▸ **Work required**: Copy the data that follows, character for character, minus the pictures.

•••

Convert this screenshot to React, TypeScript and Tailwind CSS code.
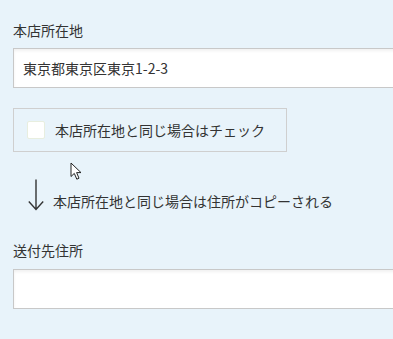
const jp = "font-['Noto_Sans_CJK_JP','Noto_Sans',sans-serif]";

function TextField({ value }: { value?: string }) {
  return (
    <div className="w-[420px] h-[40px] border border-[#c8c8c8] bg-white shadow-[inset_0_2px_3px_rgba(0,0,0,0.06)] flex items-center pl-[9px] text-[14px] text-[#333]">
      {value}
    </div>
  );
}

function Cursor() {
  return (
    <svg className="absolute left-[70px] top-[162px]" width="13" height="19" viewBox="0 0 13 19">
      <path
        d="M1 1 L1 14.5 L4.3 11.4 L6.8 17.2 L9 16.2 L6.6 10.6 L11 10.6 Z"
        fill="#fff"
        stroke="#222"
        strokeWidth="1"
        strokeLinejoin="miter"
      />
    </svg>
  );
}

export default function App() {
  return (
    <div className={`relative w-[393px] h-[339px] overflow-hidden bg-[#e8f3fa] ${jp} text-[#333]`}>
      <div className="pl-[13px] pt-[20px]">
        {/* 本店所在地 */}
        <div className="h-[20px] leading-[20px] text-[14px] mb-[8px]">本店所在地</div>
        <TextField value="東京都東京区東京1-2-3" />

        {/* checkbox */}
        <div className="mt-[20px] w-[274px] h-[44px] border border-[#cfcfcf] flex items-center pl-[13px]">
          <span className="w-[18px] h-[18px] bg-white border border-[#e8eedf] rounded-[2px]" />
          <span className="ml-[10px] text-[14px]">本店所在地と同じ場合はチェック</span>
        </div>

        {/* arrow note */}
        <div className="mt-[27px] flex items-center h-[32px]">
          <svg className="ml-[15px]" width="18" height="32" viewBox="0 0 18 32">
            <path d="M8 0.5 V30.5 M0.8 22.5 L8 30.5 L15.2 22.5" fill="none" stroke="#333" strokeWidth="1.4" />
          </svg>
          <span className="ml-[7px] mt-[12px] text-[14px]">本店所在地と同じ場合は住所がコピーされる</span>
        </div>

        {/* 送付先住所 */}
        <div className="mt-[29px] h-[20px] leading-[20px] text-[14px] mb-[9px]">送付先住所</div>
        <TextField />
      </div>
      <Cursor />
    </div>
  );
}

•••

▸ **Solution to the exercise**:
Convert this screenshot to React, TypeScript and Tailwind CSS code.
const jp = "font-['Noto_Sans_CJK_JP','Noto_Sans',sans-serif]";

function TextField({ value }: { value?: string }) {
  return (
    <div className="w-[420px] h-[40px] border border-[#c8c8c8] bg-white shadow-[inset_0_2px_3px_rgba(0,0,0,0.06)] flex items-center pl-[9px] text-[14px] text-[#333]">
      {value}
    </div>
  );
}

function Cursor() {
  return (
    <svg className="absolute left-[70px] top-[162px]" width="13" height="19" viewBox="0 0 13 19">
      <path
        d="M1 1 L1 14.5 L4.3 11.4 L6.8 17.2 L9 16.2 L6.6 10.6 L11 10.6 Z"
        fill="#fff"
        stroke="#222"
        strokeWidth="1"
        strokeLinejoin="miter"
      />
    </svg>
  );
}

export default function App() {
  return (
    <div className={`relative w-[393px] h-[339px] overflow-hidden bg-[#e8f3fa] ${jp} text-[#333]`}>
      <div className="pl-[13px] pt-[20px]">
        {/* 本店所在地 */}
        <div className="h-[20px] leading-[20px] text-[14px] mb-[8px]">本店所在地</div>
        <TextField value="東京都東京区東京1-2-3" />

        {/* checkbox */}
        <div className="mt-[20px] w-[274px] h-[44px] border border-[#cfcfcf] flex items-center pl-[13px]">
          <span className="w-[18px] h-[18px] bg-white border border-[#e8eedf] rounded-[2px]" />
          <span className="ml-[10px] text-[14px]">本店所在地と同じ場合はチェック</span>
        </div>

        {/* arrow note */}
        <div className="mt-[27px] flex items-center h-[32px]">
          <svg className="ml-[15px]" width="18" height="32" viewBox="0 0 18 32">
            <path d="M8 0.5 V30.5 M0.8 22.5 L8 30.5 L15.2 22.5" fill="none" stroke="#333" strokeWidth="1.4" />
          </svg>
          <span className="ml-[7px] mt-[12px] text-[14px]">本店所在地と同じ場合は住所がコピーされる</span>
        </div>

        {/* 送付先住所 */}
        <div className="mt-[29px] h-[20px] leading-[20px] text-[14px] mb-[9px]">送付先住所</div>
        <TextField />
      </div>
      <Cursor />
    </div>
  );
}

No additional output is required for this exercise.